Pero no alcanza con decirlo: hay que sostenerlo. Francisco no habla de gestos aislados ni de arrebatos de compromiso; habla de procesos. De esos que se inician con convicción y se sostienen con coherencia, con perseverancia, incluso cuando no rinden frutos inmediatos. Porque transformar la realidad no es tarea de un día, ni de un solo gesto heroico. Es una apuesta cotidiana, muchas veces silenciosa, que exige no traicionar lo que se cree ni rendirse ante la lógica del desgaste. Continuar, insistir, persistir: ese es el camino que Francisco propone, y que tantos en esta tierra siguen andando.
El Papa invita a pensar en términos de la cultura del encuentro. Los peronistas tenemos que sentir esta invitación, como un mandato que nos permita canalizar un plan para mejorar la vida de los argentinos y argentinas. La humanidad de actuar según lo que creemos, de volver a la organización como respuesta a la desilusión de lo superficial y a la locura de la expulsión. Conservar la cordura desde el amor al otro, al territorio, a la tierra, a lo que fuimos, a los recuerdos y sobre todo a lo que somos.

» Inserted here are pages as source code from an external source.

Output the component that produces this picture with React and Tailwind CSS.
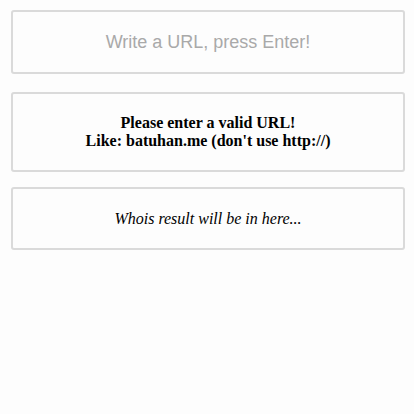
import React from 'react';

function App() {
  return (
    <div className="min-h-[414px] bg-[#fdfdfd] pt-[10px] pl-[11px]">
      <input
        type="text"
        placeholder="Write a URL, press Enter!"
        className="block w-[394px] h-[64px] border-2 border-[#dadada] rounded-[3px] bg-[#fdfdfd] text-center text-[18px] text-[#333] placeholder:text-[#a9a9a9] outline-none font-['Liberation_Sans',Arial,sans-serif]"
      />
      <div className="mt-[18px] w-[394px] h-[80px] border-2 border-[#dadada] rounded-[3px] flex flex-col items-center justify-center font-['Liberation_Serif','Times_New_Roman',serif] font-bold text-[16px] leading-[18px] text-black">
        <span>Please enter a valid URL!</span>
        <span>Like: batuhan.me (don't use http://)</span>
      </div>
      <div className="mt-[15px] w-[394px] h-[63px] border-2 border-[#dadada] rounded-[3px] flex items-center justify-center font-['Liberation_Serif','Times_New_Roman',serif] italic text-[16px] text-black">
        Whois result will be in here...
      </div>
    </div>
  );
}

export default App;
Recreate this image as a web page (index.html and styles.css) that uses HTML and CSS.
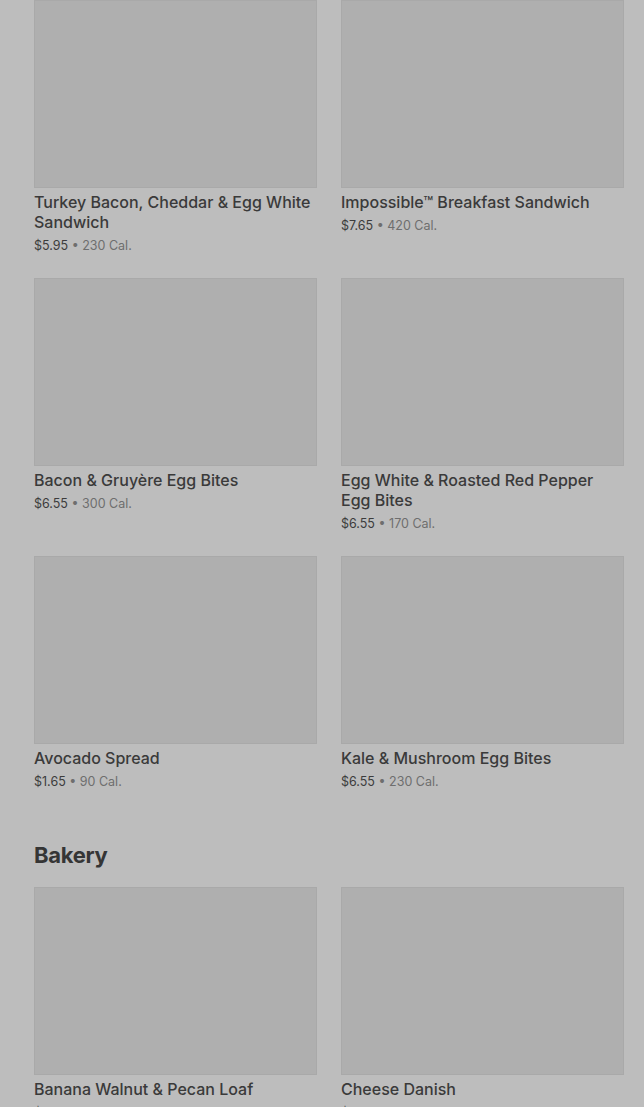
FILE: index.html
```html
<!DOCTYPE html>
<html>
<head>
  <title>Menu</title>
  <link rel="stylesheet" href="styles.css">
</head>
<body>

<div class="menu">
  <div class="section">
    <div class="grid">
      <div class="item">
        <div class="thumb"></div>
        <div class="name">Turkey Bacon, Cheddar &amp; Egg White Sandwich</div>
        <div class="meta"><span class="price">$5.95</span> • 230 Cal.</div>
      </div>
      <div class="item">
        <div class="thumb"></div>
        <div class="name">Impossible™ Breakfast Sandwich</div>
        <div class="meta"><span class="price">$7.65</span> • 420 Cal.</div>
      </div>
      <div class="item">
        <div class="thumb"></div>
        <div class="name">Bacon &amp; Gruyère Egg Bites</div>
        <div class="meta"><span class="price">$6.55</span> • 300 Cal.</div>
      </div>
      <div class="item">
        <div class="thumb"></div>
        <div class="name">Egg White &amp; Roasted Red Pepper Egg Bites</div>
        <div class="meta"><span class="price">$6.55</span> • 170 Cal.</div>
      </div>
      <div class="item">
        <div class="thumb"></div>
        <div class="name">Avocado Spread</div>
        <div class="meta"><span class="price">$1.65</span> • 90 Cal.</div>
      </div>
      <div class="item">
        <div class="thumb"></div>
        <div class="name">Kale &amp; Mushroom Egg Bites</div>
        <div class="meta"><span class="price">$6.55</span> • 230 Cal.</div>
      </div>
    </div>
  </div>

  <div class="section">
    <h2>Bakery</h2>
    <div class="grid">
      <div class="item">
        <div class="thumb"></div>
        <div class="name">Banana Walnut &amp; Pecan Loaf</div>
        <div class="meta"><span class="price">$4.55</span> • 420 Cal.</div>
      </div>
      <div class="item">
        <div class="thumb"></div>
        <div class="name">Cheese Danish</div>
        <div class="meta"><span class="price">$4.25</span> • 290 Cal.</div>
      </div>
    </div>
  </div>
</div>

</body>
</html>
```

FILE: styles.css
```css
body {
  margin: 0;
  background: #bdbdbd;
  font-family: Inter, "Noto Sans", sans-serif;
  color: #3a3a3a;
  overflow: hidden;
}
.menu {
  padding: 0 20px 0 34px;
}
.grid {
  display: grid;
  grid-template-columns: 283px 283px;
  column-gap: 24px;
  row-gap: 23px;
}
.thumb {
  height: 186px;
  background: #afafaf;
  border: 1px solid #a9a9a9;
}
.name {
  margin-top: 4px;
  font-size: 16px;
  font-weight: 500;
  line-height: 20px;
  color: #3a3a3a;
}
.meta {
  margin-top: 5px;
  font-size: 12.5px;
  line-height: 18px;
  color: #6e6e6e;
}
.price {
  color: #3c3c3c;
}
h2 {
  margin: 48px 0 16px 0;
  font-size: 22px;
  font-weight: 700;
  line-height: 32px;
  color: #353535;
  letter-spacing: -0.3px;
}
```
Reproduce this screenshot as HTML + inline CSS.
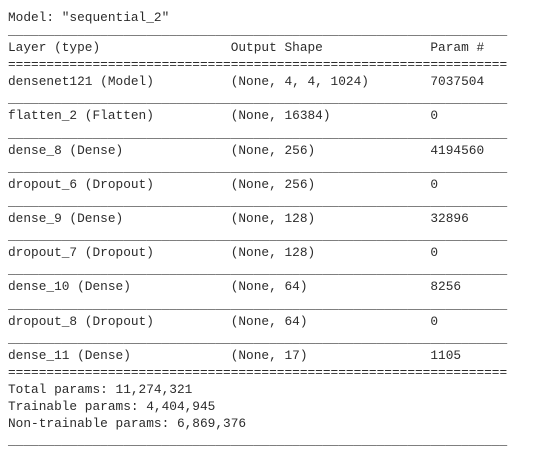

No esperemos otro Francisco: construyámoslo en los territorios que habitamos. Encontrémoslo en el barrio, en la escuela, en el trabajo, en cada conversación honesta y en cada discusión necesaria. Busquemos a Francisco en esta Argentina que resiste, donde todavía en muchos espacios colectivos se sostiene viva la llama de la Justicia Social. Hagamos de Francisco una apuesta política, una trinchera ética frente al cinismo y la indiferencia. Porque, como decía uno de los autores preferidos del Papa, Leopoldo Marechal: “de todo laberinto se sale por arriba”.